Dans leur réponse au référé, les ministres de l'Économie et des Finances, et de l'action et des comptes publics, ont souscrit à ces recommandations. Le ministère de l'agriculture a fait valoir que depuis 2015, la convergence était en marche et que le paiement redistributif avait un effet d'harmonisation. La Cour constate toutefois que l'objectif final de la convergence des valeurs des aides laissera subsister un écart de 1 à 1,86 en 2020 et que des dérogations permettront des écarts plus importants encore. L'ambition environnementale devrait également être renforcée. Le FEAGA, du fait de sa masse budgétaire et de sa capacité d'orientation, peut constituer un levier efficace de verdissement de la PAC et de conversion des systèmes agricoles dans un sens plus respectueux de l'environnement. La Cour recommande ainsi de rechercher dans la négociation un mode d'allocation des aides orientant davantage les systèmes agricoles vers la performance environnementale. La détermination des paiements versés au titre des mesures environnementales devrait être davantage incitative et proportionnelle aux services environnementaux rendus par les agriculteurs et ainsi prendre en compte les efforts consentis et la valeur des bénéfices collectifs produits.

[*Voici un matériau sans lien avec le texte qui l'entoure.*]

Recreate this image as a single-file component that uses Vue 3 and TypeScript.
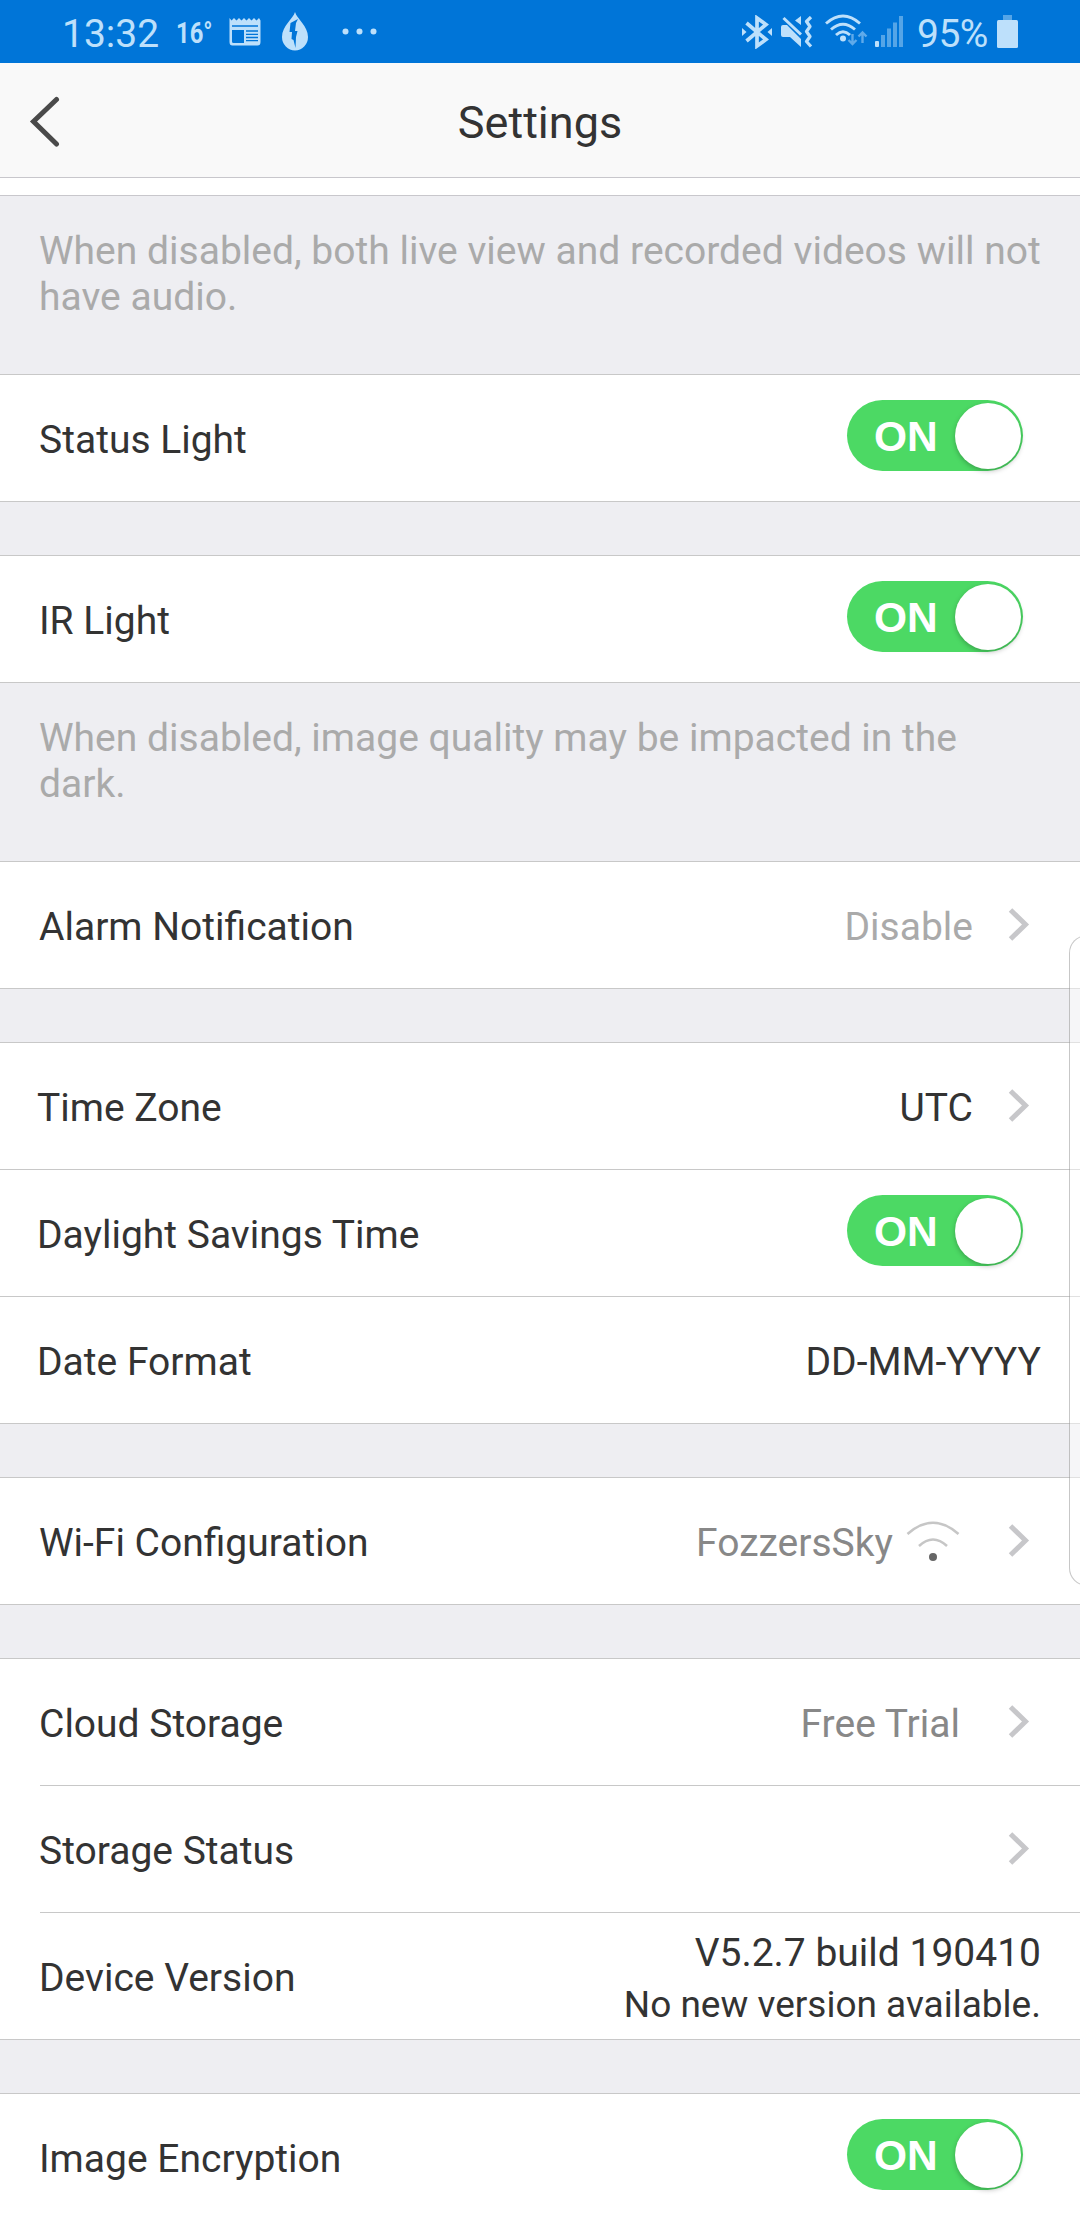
<script setup lang="ts">
interface Row {
  label: string
  toggle?: boolean
  value?: string
  tone?: 'light' | 'mid'
  chevron?: boolean
  wifi?: boolean
  version?: string[]
}

interface Section {
  rows: Row[]
  kind?: 'inset' | 'tight'
  note?: string[]
}

const sections: Section[] = [
  {
    rows: [],
    note: ['When disabled, both live view and recorded videos will not', 'have audio.'],
  },
  { rows: [{ label: 'Status Light', toggle: true }] },
  {
    rows: [{ label: 'IR Light', toggle: true }],
    note: ['When disabled, image quality may be impacted in the', 'dark.'],
  },
  { rows: [{ label: 'Alarm Notification', value: 'Disable', tone: 'light', chevron: true }] },
  {
    kind: 'tight',
    rows: [
      { label: 'Time Zone', value: 'UTC', chevron: true },
      { label: 'Daylight Savings Time', toggle: true },
      { label: 'Date Format', value: 'DD-MM-YYYY' },
    ],
  },
  { rows: [{ label: 'Wi-Fi Configuration', value: 'FozzersSky', tone: 'mid', wifi: true, chevron: true }] },
  {
    kind: 'inset',
    rows: [
      { label: 'Cloud Storage', value: 'Free Trial', tone: 'mid', chevron: true },
      { label: 'Storage Status', chevron: true },
      { label: 'Device Version', version: ['V5.2.7 build 190410', 'No new version available.'] },
    ],
  },
  { rows: [{ label: 'Image Encryption', toggle: true }] },
]
</script>

<template>
  <div class="screen">
    <div class="status">
      <span class="clock">13:32</span>
      <span class="temp">16°</span>
      <svg class="news" width="32" height="30" viewBox="0 0 32 30">
        <path fill="currentColor" fill-rule="evenodd" d="M.5 1l2 2.500L5 1l2.500 2.500L10 1l2.500 2.500L15 1l2.500 2.500L20 1l2.500 2.500L25 1l2.500 2.500L30 1l1.500 2.500V25q0 3.500-3 3.500h-25q-3 0-3-3.500zM3 8.300v1.500h26V8.300zM3 13v11.500q0 1.500 1.500 1.500H15V13z" />
        <path stroke="#0075d8" stroke-width="1.300" d="M17 14h12M17 17.300h12M17 20.500h12M17 23.700h12" />
      </svg>
      <svg class="drop" width="28" height="39" viewBox="0 0 28 39">
        <path fill="currentColor" d="M14 0c2 7 13 14 13 25a13 13.500 0 0 1-26 0C1 14 12 7 14 0z" />
        <path fill="#0075d8" d="M17 7l-7.500 4-1 9h2.500l-.5 7 2 1 2 8 .5-11 1.500-6h-2.500l1-8z" />
      </svg>
      <svg class="dots" width="35" height="7" viewBox="0 0 35 7">
        <g fill="currentColor"><circle cx="3.500" cy="3.500" r="3" /><circle cx="17.500" cy="3.500" r="3" /><circle cx="31.500" cy="3.500" r="3" /></g>
      </svg>
      <span class="spacer"></span>
      <svg class="bt" width="30" height="34" viewBox="0 0 30 34">
        <path fill="none" stroke="currentColor" stroke-width="3.700" d="M4.500 8L24 24.500l-9 6.500V3l9 6.500L4.500 26" />
        <path fill="currentColor" d="M0 13l4.500 4L0 21zM30 13l-4.500 4 4.500 4z" />
      </svg>
      <svg class="mute" width="32" height="32" viewBox="0 0 32 32">
        <path fill="currentColor" d="M0 11q0-2 2-2h4l14 14v8L9 21H2q-2 0-2-2zM20 0v9l-6-4.500z" />
        <path fill="none" stroke="currentColor" stroke-width="3" d="M2.500 2L20 18.500" />
        <path fill="none" stroke="currentColor" stroke-width="3.200" stroke-linejoin="round" d="M30 1l-4.500 4.500 3.500 5-3.500 5 3.500 5-3.500 5L30 30.500" />
      </svg>
      <svg class="wifi-s" width="43" height="32" viewBox="0 0 43 32">
        <g fill="none" stroke="currentColor" stroke-width="2.900"><path d="M1 9.500Q18 -5.500 35 9.500" /><path d="M6 15.500Q18 5 30 15.500" /><path d="M11 21Q18 14.500 25 21" /></g>
        <circle cx="18" cy="24.500" r="3" fill="currentColor" />
        <g fill="none" stroke="currentColor" stroke-width="2.400" opacity=".5"><path d="M27.500 20v10M23.500 26l4 4 4-4M37.500 29V18M33.500 22.500l4-4 4 4" /></g>
      </svg>
      <svg class="bars" width="28" height="31" viewBox="0 0 28 31">
        <rect x="0" y="25" width="4" height="6" rx="1" fill="currentColor" />
        <g fill="currentColor" opacity=".45"><rect x="6" y="19" width="4" height="12" /><rect x="12" y="12.500" width="4" height="18.500" /><rect x="18" y="6.500" width="4" height="24.500" /><rect x="24" y="0" width="4" height="31" /></g>
      </svg>
      <span class="percent">95%</span>
      <svg class="battery" width="21" height="33" viewBox="0 0 21 33">
        <rect x="6" y="0" width="9" height="5" fill="currentColor" opacity=".45" />
        <rect y="5" width="21" height="28" rx="1.500" fill="currentColor" />
      </svg>
    </div>

    <header class="bar">
      <svg class="back" width="32" height="52" viewBox="0 0 32 52">
        <path fill="none" stroke="#4a4a4a" stroke-width="5" stroke-linecap="round" d="M27.500 4.500L4.500 26.500l23 22.500" />
      </svg>
      <h1>Settings</h1>
    </header>
    <div class="sliver"></div>

    <template v-for="(s, i) in sections" :key="i">
      <section v-if="s.rows.length" class="group" :class="s.kind">
        <div v-for="r in s.rows" :key="r.label" class="row">
          <span class="label">{{ r.label }}</span>
          <span v-if="r.toggle" class="toggle"><span class="on">ON</span><span class="knob"></span></span>
          <span v-if="r.value" class="value" :class="[r.tone, { plain: !r.chevron, trial: s.kind === 'inset' }]">{{ r.value }}</span>
          <svg v-if="r.wifi" class="wifi" width="54" height="42" viewBox="0 0 54 42">
            <g fill="none" stroke="#c6c6c6" stroke-width="2.500"><path d="M1.500 14Q27 -8.500 52.500 14" /><path d="M13 26Q27 13 41 26" /></g>
            <circle cx="27" cy="37" r="4" fill="#666" />
          </svg>
          <svg v-if="r.chevron" class="chevron" width="22" height="34" viewBox="0 0 22 34">
            <path fill="none" stroke="#c7c7ca" stroke-width="5" d="M2.500 2L17.500 16.500 2.500 31" />
          </svg>
          <span v-if="r.version" class="version">
            <span>{{ r.version[0] }}</span>
            <span class="small">{{ r.version[1] }}</span>
          </span>
        </div>
      </section>
      <p v-if="s.note" class="note"><span v-for="n in s.note" :key="n">{{ n }}</span></p>
      <div v-else-if="i < sections.length - 1" class="gap"></div>
    </template>

    <div class="edge"></div>
  </div>
</template>

<style>
body {
  margin: 0;
  background: #fff;
}
</style>

<style scoped>
.screen {
  position: relative;
  width: 1080px;
  height: 2220px;
  overflow: hidden;
  background: #fff;
  color: #333;
  font-family: Roboto, "Liberation Sans", sans-serif;
  font-size: 39px;
}
.status {
  display: flex;
  align-items: flex-start;
  height: 63px;
  box-sizing: border-box;
  padding: 0 62px 0 62px;
  background: #0075d8;
  color: #bde0fb;
  line-height: 46px;
}
.status svg { flex: none; }
.clock {
  width: 98px;
  margin-top: 11px;
  font-size: 39px;
}
.temp {
  width: 50px;
  margin: 10px 0 0 16px;
  font-size: 29px;
  font-weight: 700;
  transform: scaleX(0.82);
  transform-origin: 0 50%;
}
.news { margin: 17px 0 0 3px; }
.drop { margin: 12px 0 0 20px; }
.dots { margin: 28px 0 0 33px; }
.spacer { flex: 1; }
.bt { margin-top: 15px; }
.mute { margin: 16px 0 0 9px; }
.wifi-s { margin: 14px 0 0 12px; }
.bars { margin: 16px 0 0 7px; }
.percent {
  width: 72px;
  margin: 11px 0 0 14px;
  font-size: 39px;
  letter-spacing: -0.5px;
}
.battery { margin: 15px 0 0 8px; }

.bar {
  display: grid;
  grid-template-columns: 110px 1fr 110px;
  align-items: center;
  height: 114px;
  background: #f9f9f9;
  border-bottom: 1px solid #c8c7cc;
}
.back { margin-left: 29px; margin-top: 2px; }
h1 {
  margin: 4px 0 0;
  font-size: 45px;
  font-weight: 400;
  text-align: center;
}
.sliver {
  height: 17px;
  border-bottom: 1px solid #c8c7cc;
}
.note {
  display: flex;
  flex-direction: column;
  height: 178px;
  margin: 0;
  padding: 32px 0 0 39px;
  box-sizing: border-box;
  background: #eeeef2;
  color: #aaa;
  line-height: 46px;
  letter-spacing: 0.01px;
  white-space: nowrap;
}
.gap {
  height: 53px;
  background: #eeeef2;
}
.group { border-top: 1px solid #c8c8c8; }
.row {
  display: flex;
  align-items: center;
  height: 126px;
  padding-left: 39px;
  border-bottom: 1px solid #c8c8c8;
}
.tight .row { padding-left: 37px; }
.inset .row:not(:last-child) {
  border-bottom: 0;
  height: 127px;
  background: linear-gradient(#c8c8c8, #c8c8c8) 40px 100% / 100% 1px no-repeat;
}
.inset .row:not(:last-child) > * { margin-bottom: 1px; }
.label {
  flex: 1;
  padding-top: 3px;
}
.value {
  padding-top: 3px;
  margin-right: 35px;
}
.value.plain { margin-right: 39px; }
.value.trial { margin-right: 48px; }
.light { color: #aaa; }
.mid { color: #888; }
.chevron {
  flex: none;
  margin-right: 50px;
}
.wifi {
  margin: 0 48px 0 -22px;
}
.toggle {
  display: flex;
  align-items: center;
  justify-content: space-between;
  box-sizing: border-box;
  width: 176px;
  height: 71px;
  margin: 0 57px 5px 0;
  padding: 0 2px 0 27px;
  border-radius: 36px;
  background: #4cd964;
}
.on {
  padding-top: 2px;
  color: #fff;
  font: 700 42.500px/71px "Liberation Sans", Arial, sans-serif;
}
.knob {
  width: 66px;
  height: 66px;
  border-radius: 50%;
  background: #fff;
  box-shadow: 0 2px 5px rgba(0, 0, 0, 0.25);
}
.version {
  display: flex;
  flex-direction: column;
  align-items: flex-end;
  margin-right: 39px;
  padding-top: 5px;
  line-height: 51px;
}
.small { font-size: 37px; }
.edge {
  position: absolute;
  top: 935px;
  left: 1069px;
  width: 40px;
  height: 649px;
  border: 1px solid rgba(0, 0, 0, 0.22);
  border-radius: 18px;
  background: rgba(255, 255, 255, 0.45);
}
</style>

Les ministres de l'Économie et des Finances et de l'Action et des Comptes publics ont souscrit à cette dernière recommandation. Le ministre de l'Agriculture a pour sa part indiqué, je cite, que « la France défend une architecture environnementale consolidée et simplifiée, proche de la proposition de la Commission européenne organisée autour des composantes suivantes : une conditionnalité englobant les aides de verdissement, socle commun des pratiques pour tous les agriculteurs de l'Union européenne, un éco-schème obligatoire pour les États membres et facultatif pour les agriculteurs permettant de rémunérer sur le premier pilier les pratiques favorables à l'environnement, incitant les agriculteurs à s'engager sur la durée en faveur de pratiques favorables à l'environnement et au climat. » Je ne ferai pas de commentaire sur cette citation.